Living, to Joni Mitchell, is a contemplative expression of what she sees around her. A major force in the contemporary music world, her lyrics have become part of the social literature of our time. Her newly acquired house in Bel-Air, a secluded area of Los Angeles, needed to be her spirit defined in texture, color, line and shape.
"I thought a decorator would come in with lots of ideas, and suppress what I like," Miss Mitchell says. "My baskets and my Eskimo art, the way I like to live. Decorated rooms sometimes sacrifice feelings and emotions for the sake of chic. The look is sometimes too polished. I couldn't live in a house like that.
"A house is important to me. I have another place, in Canada, more like a cabin, really: one big room with a loft, and a cooking pot in the fireplace. There was no architect. I simply hired a stonemason, and we built it ourselves. The place itself is sheltered by trees that block out the view. Most city people would have cut them down and put in big glass windows. But if you want to see the view, you have to go outside. I like to go there three or four times a year and stay a couple of weeks-to feel renewed. I'm a nocturnal person, but I go to sleep there with the birds. I have good feelings in my house in California, too-the kind of feelings that go beyond the surface of things."
Built in the 1920s, the house is in a luxuriant hilltop setting of flowers and shrubs; geraniums bloom in pots and Iceland poppies perch on stems that seem too fragile to hold their giant blossoms.
"When I bought the house it was run down," Joni Mitchell recalls. "There were inexpensive locks on the doors and lots of wire holding things together. There had been a lot of owners who didn't care; I had it repaired, then I began decorating it myself."

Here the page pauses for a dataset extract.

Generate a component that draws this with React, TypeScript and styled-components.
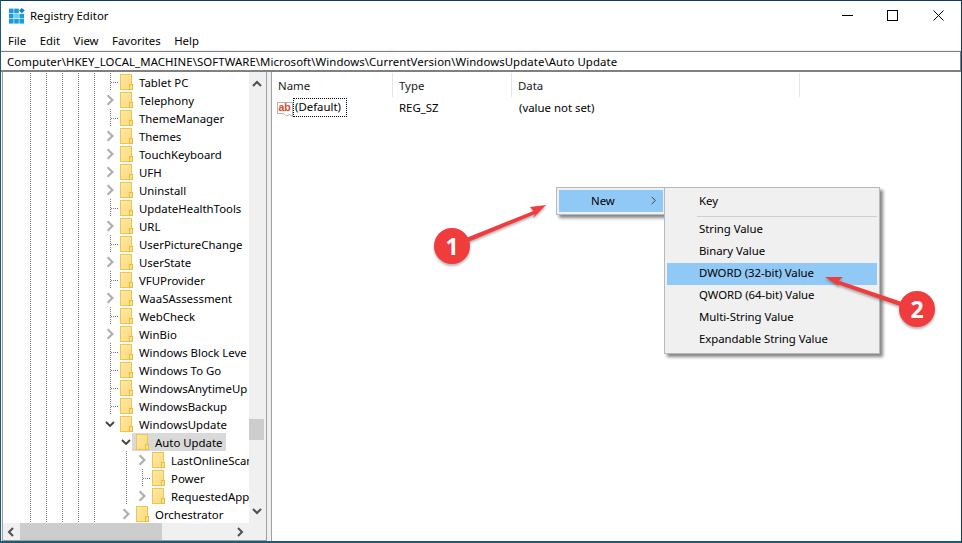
import React from "react";
import styled, { createGlobalStyle, css } from "styled-components";

const Global = createGlobalStyle`
  html, body { margin: 0; padding: 0; background: #fff; }
  #root { width: 962px; height: 543px; }
  * { box-sizing: border-box; }
`;

const UI_FONT = `"Noto Sans", "Open Sans", sans-serif`;

const Window = styled.div`
  position: relative;
  width: 962px;
  height: 543px;
  display: flex;
  flex-direction: column;
  overflow: hidden;
  background: #fff;
  border-top: 1px solid #123a66;
  border-left: 1px solid #1d5c75;
  border-right: 1px solid #17375f;
  border-bottom: 2px solid #1d5c75;
  font-family: ${UI_FONT};
  font-size: 11.4px;
  color: #000;
`;

const TitleBar = styled.div`
  height: 31px;
  flex: none;
  display: flex;
  align-items: center;
  padding-left: 8px;
`;
const Title = styled.span`
  margin-left: 5px;
  margin-top: -3px;
`;
const WindowControls = styled.div`
  margin-left: auto;
  display: flex;
`;
const ControlButton = styled.div<{ $w?: number }>`
  width: ${(p) => p.$w ?? 45}px;
  height: 31px;
  display: flex;
  align-items: center;
  justify-content: center;
  padding-bottom: 2px;
`;

const MenuBar = styled.div`
  height: 19px;
  flex: none;
  display: flex;
  align-items: center;
  gap: 13.5px;
  padding-left: 7px;
  padding-bottom: 2px;
  border-bottom: 1px solid #f0f0f0;
`;

const AddressBar = styled.div`
  height: 21px;
  flex: none;
  display: flex;
  align-items: center;
  padding-left: 6px;
  letter-spacing: 0.076px;
  white-space: nowrap;
  border-top: 1px solid #808080;
  border-right: 1px solid #808080;
  border-bottom: 2px solid #808080;
`;

const Panes = styled.div`
  flex: 1;
  min-height: 0;
  display: flex;
  background: #f0f0f0;
`;

const TreePane = styled.div`
  width: 265px;
  margin-left: 1px;
  flex: none;
  display: grid;
  grid-template-columns: 1fr 17px;
  grid-template-rows: 1fr 17px;
  border-left: 1px solid #a0a0a0;
  border-right: 1px solid #a0a0a0;
  border-bottom: 1px solid #a0a0a0;
  background: #fff;
`;

const TreeList = styled.div`
  min-width: 0;
  overflow: hidden;
  padding: 1px 0 0 19px;
`;

const dots = (x: number, y = 0) => css`
  background-image: repeating-linear-gradient(to bottom, #7a7a7a 0 1px, transparent 1px 2px);
  background-repeat: no-repeat;
  background-size: 1px 100%;
  background-position: ${x}px ${y}px;
`;

const Row = styled.div`
  height: 18px;
  display: flex;
  align-items: center;
  white-space: nowrap;
`;

const Guide = styled.span<{ $line?: boolean }>`
  width: 16px;
  height: 18px;
  flex: none;
  ${(p) => p.$line && dots(8)}
`;

const LeafCell = styled.span`
  width: 16px;
  height: 18px;
  flex: none;
  background-image:
    repeating-linear-gradient(to bottom, #7a7a7a 0 1px, transparent 1px 2px),
    repeating-linear-gradient(to right, #7a7a7a 0 1px, transparent 1px 2px);
  background-repeat: no-repeat;
  background-size: 1px 100%, 7px 1px;
  background-position: 8px 0, 9px 9px;
`;

const ExpanderCell = styled.span`
  width: 16px;
  height: 18px;
  flex: none;
  display: flex;
  align-items: center;
  justify-content: center;
`;

const Item = styled.div<{ $selected?: boolean }>`
  height: 18px;
  display: flex;
  align-items: center;
  gap: 6px;
  margin-left: -2px;
  padding: 0 3px 0 4px;
  background: ${(p) => (p.$selected ? "#d9d9d9" : "transparent")};
`;

const VScroll = styled.div`
  background: #f0f0f0;
  display: flex;
  flex-direction: column;
  align-items: center;
  justify-content: space-between;
  padding: 7px 2px 7px 0;
  position: relative;
`;
const VThumb = styled.div`
  position: absolute;
  left: 0;
  right: 2px;
  top: 347px;
  height: 21px;
  background: #cdcdcd;
`;
const HScroll = styled.div`
  background: #f0f0f0;
  display: flex;
  align-items: center;
  justify-content: space-between;
  padding: 0 4px 0 3px;
  position: relative;
`;
const HThumb = styled.div`
  position: absolute;
  left: 17px;
  top: 0;
  bottom: 0;
  width: 142px;
  background: #cdcdcd;
`;
const ScrollCorner = styled.div`
  background: #f0f0f0;
`;

const Splitter = styled.div`
  width: 4px;
  flex: none;
`;

const ListPane = styled.div`
  flex: 1;
  background: #fff;
  border-left: 1px solid #a0a0a0;
  display: flex;
  flex-direction: column;
`;

const ListHeader = styled.div`
  height: 25px;
  flex: none;
  display: flex;
  padding-top: 1px;
`;
const HeaderCell = styled.div<{ $w: number }>`
  width: ${(p) => p.$w}px;
  flex: none;
  display: flex;
  align-items: center;
  padding-left: 6px;
  border-right: 1px solid #e5e5e5;
  color: #1a1a1a;
`;

const ListRow = styled.div`
  height: 20px;
  padding-top: 1px;
  display: flex;
  align-items: center;
`;
const NameCell = styled.div`
  width: 120px;
  flex: none;
  display: flex;
  align-items: center;
  padding-left: 5px;
`;
const ValueCell = styled.div<{ $w?: number }>`
  width: ${(p) => p.$w ?? 120}px;
  flex: none;
  padding-left: 7px;
`;
const FocusName = styled.span`
  outline: 1px dotted #000;
  outline-offset: -1px;
  padding: 1px 6px 2px 2px;
  margin-left: -1px;
  line-height: 16px;
`;

const MenuBase = styled.div`
  position: absolute;
  background: #f0f0f0;
  border: 1px solid #b9b9b9;
  box-shadow: 3px 3px 3px rgba(70, 70, 70, 0.65);
`;
const NewMenu = styled(MenuBase)`
  left: 555px;
  top: 186px;
  width: 109px;
  height: 28px;
  padding: 2px 1px 2px 2px;
`;
const NewItem = styled.div`
  height: 22px;
  background: #90c8f6;
  display: flex;
  align-items: center;
  padding: 0 5px 2px 32px;
  justify-content: space-between;
`;
const SubMenu = styled(MenuBase)`
  left: 663px;
  top: 186px;
  width: 216px;
  height: 167px;
  padding: 3px 2px 2px;
`;
const SubItem = styled.div<{ $hot?: boolean }>`
  height: 22px;
  display: flex;
  align-items: center;
  padding: 0 0 4px 32px;
  letter-spacing: -0.05px;
  background: ${(p) => (p.$hot ? "#90c8f6" : "transparent")};
`;
const SubSeparator = styled.div`
  height: 1px;
  margin: 3px 0 2px 30px;
  background: #cfcfcf;
`;

const Annotations = styled.svg`
  position: absolute;
  left: -1px;
  top: -1px;
  width: 962px;
  height: 543px;
  pointer-events: none;
  filter: drop-shadow(0 2px 1px rgba(70, 70, 70, 0.4));
`;
const Badge = styled.div<{ $x: number; $y: number }>`
  position: absolute;
  left: ${(p) => p.$x - 19}px;
  top: ${(p) => p.$y - 19}px;
  width: 36px;
  height: 36px;
  display: flex;
  align-items: center;
  justify-content: center;
  border-radius: 50%;
  color: #fff;
  font-family: "Open Sans", "Liberation Sans", sans-serif;
  font-weight: 700;
  font-size: 23px;
  line-height: 1;
`;

const Folder = () => (
  <svg width="13" height="16" viewBox="0 0 13 16" style={{ flex: "none" }}>
    <defs>
      <linearGradient id="fg" x1="0" y1="0" x2="1" y2="1">
        <stop offset="0" stopColor="#ffe9a5" />
        <stop offset="1" stopColor="#fdd97b" />
      </linearGradient>
    </defs>
    <rect x="0.5" y="0.5" width="11" height="15" fill="url(#fg)" stroke="#ecc650" />
    <rect x="9.5" y="10.5" width="3" height="5" fill="#fbe08e" stroke="#e6bd3c" />
  </svg>
);

const Chevron = ({ dir, color, size = 10, w = 1.8 }: { dir: "r" | "d" | "u" | "l"; color: string; size?: number; w?: number }) => {
  const pts = { r: "3,1 7,5 3,9", l: "7,1 3,5 7,9", d: "1,3 5,7 9,3", u: "1,7 5,3 9,7" }[dir];
  return (
    <svg width={size} height={size} viewBox="0 0 10 10" style={{ flex: "none", position: "relative", zIndex: 1 }}>
      <polyline points={pts} fill="none" stroke={color} strokeWidth={w} />
    </svg>
  );
};

const AppIcon = () => (
  <svg width="16" height="16" viewBox="0 0 16 16" style={{ marginTop: -2 }}>
    {[0, 5.2, 10.4].flatMap((y) =>
      [0, 5.2, 10.4].map((x) =>
        x > 10 && y === 0 ? null : (
          <rect key={`${x}-${y}`} x={x} y={y + 0.6} width="4.6" height="4.6" fill={x === 5.2 && y === 5.2 ? "#6cc9f2" : "#1a9ddc"} />
        )
      )
    )}
    <polygon points="12.8,0 15.8,2.6 12.8,5.2 10,2.6" fill="#1a7fb8" />
  </svg>
);

const ValueIcon = () => (
  <svg width="17" height="17" viewBox="0 0 17 17" style={{ flex: "none", marginTop: 3 }}>
    <path d="M0.5 1.5H15.5V15.5L12.5 13.5L9.5 15L6.5 12.5H0.5Z" fill="#fff" stroke="#b4b4b4" />
    <text x="1.5" y="10" fontFamily="'Liberation Sans', sans-serif" fontWeight="700" fontSize="10.5" fill="#e0481e">ab</text>
  </svg>
);

type Kind = "leaf" | "closed";
const topRows: [string, Kind][] = [
  ["Tablet PC", "leaf"],
  ["Telephony", "closed"],
  ["ThemeManager", "leaf"],
  ["Themes", "closed"],
  ["TouchKeyboard", "closed"],
  ["UFH", "closed"],
  ["Uninstall", "closed"],
  ["UpdateHealthTools", "leaf"],
  ["URL", "closed"],
  ["UserPictureChange", "leaf"],
  ["UserState", "closed"],
  ["VFUProvider", "leaf"],
  ["WaaSAssessment", "closed"],
  ["WebCheck", "leaf"],
  ["WinBio", "closed"],
  ["Windows Block Leve", "leaf"],
  ["Windows To Go", "leaf"],
  ["WindowsAnytimeUp", "leaf"],
  ["WindowsBackup", "leaf"],
];

const Guides = () => (
  <>
    {[0, 1, 2, 3, 4].map((i) => (
      <Guide key={i} $line />
    ))}
  </>
);
const Closed = () => (
  <ExpanderCell>
    <Chevron dir="r" color="#adadad" size={12} w={1.8} />
  </ExpanderCell>
);
const Open = () => (
  <ExpanderCell>
    <Chevron dir="d" color="#404040" size={10} w={1.8} />
  </ExpanderCell>
);
const Node = ({ label, selected }: { label: string; selected?: boolean }) => (
  <Item $selected={selected}>
    <Folder />
    <span>{label}</span>
  </Item>
);

export default function App() {
  return (
    <Window>
      <Global />
      <TitleBar>
        <AppIcon />
        <Title>Registry Editor</Title>
        <WindowControls>
          <ControlButton>
            <svg width="11" height="11" viewBox="0 0 11 11"><path d="M0 5.5H11" stroke="#000" /></svg>
          </ControlButton>
          <ControlButton>
            <svg width="11" height="11" viewBox="0 0 11 11"><rect x=".5" y=".5" width="10" height="10" fill="none" stroke="#000" /></svg>
          </ControlButton>
          <ControlButton $w={46}>
            <svg width="11" height="11" viewBox="0 0 11 11"><path d="M.5 .5L10.5 10.5M10.5 .5L.5 10.5" stroke="#000" /></svg>
          </ControlButton>
        </WindowControls>
      </TitleBar>
      <MenuBar>
        <span>File</span>
        <span>Edit</span>
        <span>View</span>
        <span>Favorites</span>
        <span>Help</span>
      </MenuBar>
      <AddressBar>Computer\HKEY_LOCAL_MACHINE\SOFTWARE\Microsoft\Windows\CurrentVersion\WindowsUpdate\Auto Update</AddressBar>
      <Panes>
        <TreePane>
          <TreeList>
            {topRows.map(([label, kind]) => (
              <Row key={label}>
                <Guides />
                {kind === "leaf" ? <LeafCell /> : <Closed />}
                <Node label={label} />
              </Row>
            ))}
            <Row>
              <Guides />
              <Open />
              <Node label="WindowsUpdate" />
            </Row>
            <Row>
              <Guides />
              <Guide />
              <Open />
              <Node label="Auto Update" selected />
            </Row>
            <Row>
              <Guides />
              <Guide />
              <Guide $line />
              <Closed />
              <Node label="LastOnlineScan" />
            </Row>
            <Row>
              <Guides />
              <Guide />
              <Guide $line />
              <LeafCell />
              <Node label="Power" />
            </Row>
            <Row>
              <Guides />
              <Guide />
              <Guide $line />
              <Closed />
              <Node label="RequestedApp" />
            </Row>
            <Row>
              <Guides />
              <Guide />
              <Closed />
              <Node label="Orchestrator" />
            </Row>
          </TreeList>
          <VScroll>
            <Chevron dir="u" color="#505050" size={10} w={2} />
            <VThumb />
            <Chevron dir="d" color="#505050" size={10} w={2} />
          </VScroll>
          <HScroll>
            <Chevron dir="l" color="#505050" size={10} w={2} />
            <HThumb />
            <Chevron dir="r" color="#505050" size={10} w={2} />
          </HScroll>
          <ScrollCorner />
        </TreePane>
        <Splitter />
        <ListPane>
          <ListHeader>
            <HeaderCell $w={121}>Name</HeaderCell>
            <HeaderCell $w={119}>Type</HeaderCell>
            <HeaderCell $w={288}>Data</HeaderCell>
          </ListHeader>
          <ListRow>
            <NameCell>
              <ValueIcon />
              <FocusName>(Default)</FocusName>
            </NameCell>
            <ValueCell>REG_SZ</ValueCell>
            <ValueCell $w={280}>(value not set)</ValueCell>
          </ListRow>
        </ListPane>
      </Panes>

      <NewMenu>
        <NewItem>
          <span>New</span>
          <Chevron dir="r" color="#333" size={9} w={1} />
        </NewItem>
      </NewMenu>
      <SubMenu>
        <SubItem>Key</SubItem>
        <SubSeparator />
        <SubItem>String Value</SubItem>
        <SubItem>Binary Value</SubItem>
        <SubItem $hot>DWORD (32-bit) Value</SubItem>
        <SubItem>QWORD (64-bit) Value</SubItem>
        <SubItem>Multi-String Value</SubItem>
        <SubItem>Expandable String Value</SubItem>
      </SubMenu>

      <Annotations viewBox="0 0 962 543">
        <polygon points="546,205 530,207 533.5,211 466,238 468,242 535,214 533,218" fill="#f03c3c" />
        <polygon points="825,277 843,277 838.5,280.5 902,302 900,306 837,284 840,287" fill="#f03c3c" />
        <circle cx="452" cy="246" r="18" fill="#f03c3c" />
        <circle cx="917" cy="309" r="18" fill="#f03c3c" />
      </Annotations>
      <Badge $x={452} $y={246}>1</Badge>
      <Badge $x={917} $y={309}>2</Badge>
    </Window>
  );
}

When Miss Mitchell didn't know what to do next, she went to Sally Sirkin Lewis, designer and owner of the J. Robert Scott showroom, and asked her advice. "But first," she adds, "I decided most things myself-like painting the bedroom walls white, and the dining room royal blue. The former owners had painted the molding across the ceiling in orange, yellow and turquoise stripes. When my business manager saw it he said, 'I think you need help.' So I asked Sally if she would come in.
Mrs. Lewis takes up the story. "After I saw the dining room, which was in the traditional colors of Italian donkey carts, I knew exactly the kind of house Joni wanted: colorful, charming, free. We started by sand-blasting the dining room ceiling and painting the walls.
"Joni knew what she didn't want," says Mrs. Lewis, "which is more important than knowing what you do want. There are many approaches, many ways. She was open-minded and eager to consider new ideas. Her business manager was a little nervous at the beginning, but soon he told me to do anything I wanted. That was after the green wall incident."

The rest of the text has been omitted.